*DIRECTIONS FOR THIS TASK*.
Return every line of the records below verbatim, with no pictures in the copy.

Records from a data collection
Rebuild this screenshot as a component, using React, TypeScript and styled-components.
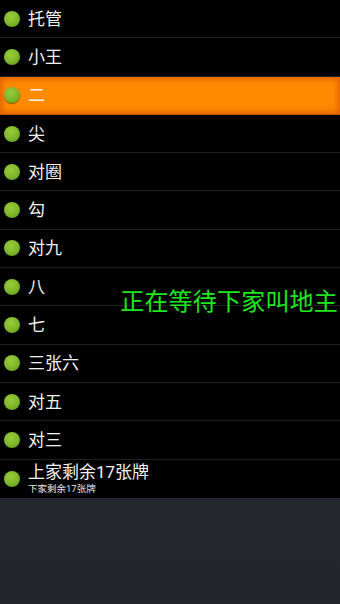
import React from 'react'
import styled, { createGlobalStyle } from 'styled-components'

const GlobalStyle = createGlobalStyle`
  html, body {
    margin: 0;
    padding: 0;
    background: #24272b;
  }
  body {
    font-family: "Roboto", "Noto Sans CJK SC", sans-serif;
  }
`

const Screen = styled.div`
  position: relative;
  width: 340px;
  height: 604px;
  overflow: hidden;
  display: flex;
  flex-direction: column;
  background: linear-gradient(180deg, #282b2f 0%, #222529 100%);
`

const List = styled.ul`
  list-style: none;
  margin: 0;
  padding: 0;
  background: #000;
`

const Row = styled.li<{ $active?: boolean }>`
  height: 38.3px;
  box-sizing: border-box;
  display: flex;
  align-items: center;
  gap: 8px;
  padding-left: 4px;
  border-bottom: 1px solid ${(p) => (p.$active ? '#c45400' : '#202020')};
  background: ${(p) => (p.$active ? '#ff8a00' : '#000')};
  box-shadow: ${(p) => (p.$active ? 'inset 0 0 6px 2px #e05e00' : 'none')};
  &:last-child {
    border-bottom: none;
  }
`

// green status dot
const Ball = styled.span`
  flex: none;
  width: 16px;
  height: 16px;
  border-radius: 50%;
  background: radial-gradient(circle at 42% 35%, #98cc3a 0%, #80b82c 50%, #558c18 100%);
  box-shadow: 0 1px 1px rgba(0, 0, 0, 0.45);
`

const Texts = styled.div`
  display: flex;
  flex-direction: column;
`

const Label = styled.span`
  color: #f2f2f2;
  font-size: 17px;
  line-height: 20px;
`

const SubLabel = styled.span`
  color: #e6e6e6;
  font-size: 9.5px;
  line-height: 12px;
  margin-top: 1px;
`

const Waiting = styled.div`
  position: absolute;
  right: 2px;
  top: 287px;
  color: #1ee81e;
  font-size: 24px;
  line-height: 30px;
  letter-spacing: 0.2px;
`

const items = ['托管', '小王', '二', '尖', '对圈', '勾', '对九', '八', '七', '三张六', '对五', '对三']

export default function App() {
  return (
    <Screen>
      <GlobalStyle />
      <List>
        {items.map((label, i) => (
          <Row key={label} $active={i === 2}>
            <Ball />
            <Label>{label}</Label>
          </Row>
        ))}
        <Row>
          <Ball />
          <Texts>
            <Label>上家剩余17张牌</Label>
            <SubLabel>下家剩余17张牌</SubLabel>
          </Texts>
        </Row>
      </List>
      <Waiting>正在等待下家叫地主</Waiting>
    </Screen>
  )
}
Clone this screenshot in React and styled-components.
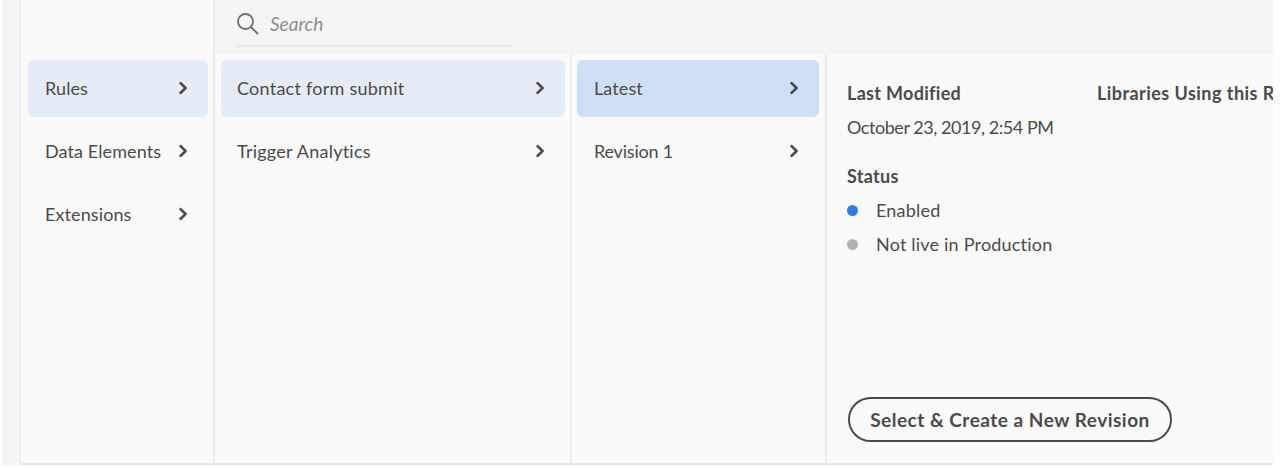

*CORRECT RESULT*.
Rebuild this screenshot as a component, using React, TypeScript and styled-components.
import React from 'react'
import styled, { createGlobalStyle } from 'styled-components'

const GlobalStyle = createGlobalStyle`
  html, body {
    margin: 0;
    padding: 0;
    background: #24272b;
  }
  body {
    font-family: "Roboto", "Noto Sans CJK SC", sans-serif;
  }
`

const Screen = styled.div`
  position: relative;
  width: 340px;
  height: 604px;
  overflow: hidden;
  display: flex;
  flex-direction: column;
  background: linear-gradient(180deg, #282b2f 0%, #222529 100%);
`

const List = styled.ul`
  list-style: none;
  margin: 0;
  padding: 0;
  background: #000;
`

const Row = styled.li<{ $active?: boolean }>`
  height: 38.3px;
  box-sizing: border-box;
  display: flex;
  align-items: center;
  gap: 8px;
  padding-left: 4px;
  border-bottom: 1px solid ${(p) => (p.$active ? '#c45400' : '#202020')};
  background: ${(p) => (p.$active ? '#ff8a00' : '#000')};
  box-shadow: ${(p) => (p.$active ? 'inset 0 0 6px 2px #e05e00' : 'none')};
  &:last-child {
    border-bottom: none;
  }
`

// green status dot
const Ball = styled.span`
  flex: none;
  width: 16px;
  height: 16px;
  border-radius: 50%;
  background: radial-gradient(circle at 42% 35%, #98cc3a 0%, #80b82c 50%, #558c18 100%);
  box-shadow: 0 1px 1px rgba(0, 0, 0, 0.45);
`

const Texts = styled.div`
  display: flex;
  flex-direction: column;
`

const Label = styled.span`
  color: #f2f2f2;
  font-size: 17px;
  line-height: 20px;
`

const SubLabel = styled.span`
  color: #e6e6e6;
  font-size: 9.5px;
  line-height: 12px;
  margin-top: 1px;
`

const Waiting = styled.div`
  position: absolute;
  right: 2px;
  top: 287px;
  color: #1ee81e;
  font-size: 24px;
  line-height: 30px;
  letter-spacing: 0.2px;
`

const items = ['托管', '小王', '二', '尖', '对圈', '勾', '对九', '八', '七', '三张六', '对五', '对三']

export default function App() {
  return (
    <Screen>
      <GlobalStyle />
      <List>
        {items.map((label, i) => (
          <Row key={label} $active={i === 2}>
            <Ball />
            <Label>{label}</Label>
          </Row>
        ))}
        <Row>
          <Ball />
          <Texts>
            <Label>上家剩余17张牌</Label>
            <SubLabel>下家剩余17张牌</SubLabel>
          </Texts>
        </Row>
      </List>
      <Waiting>正在等待下家叫地主</Waiting>
    </Screen>
  )
}
Clone this screenshot in React and styled-components.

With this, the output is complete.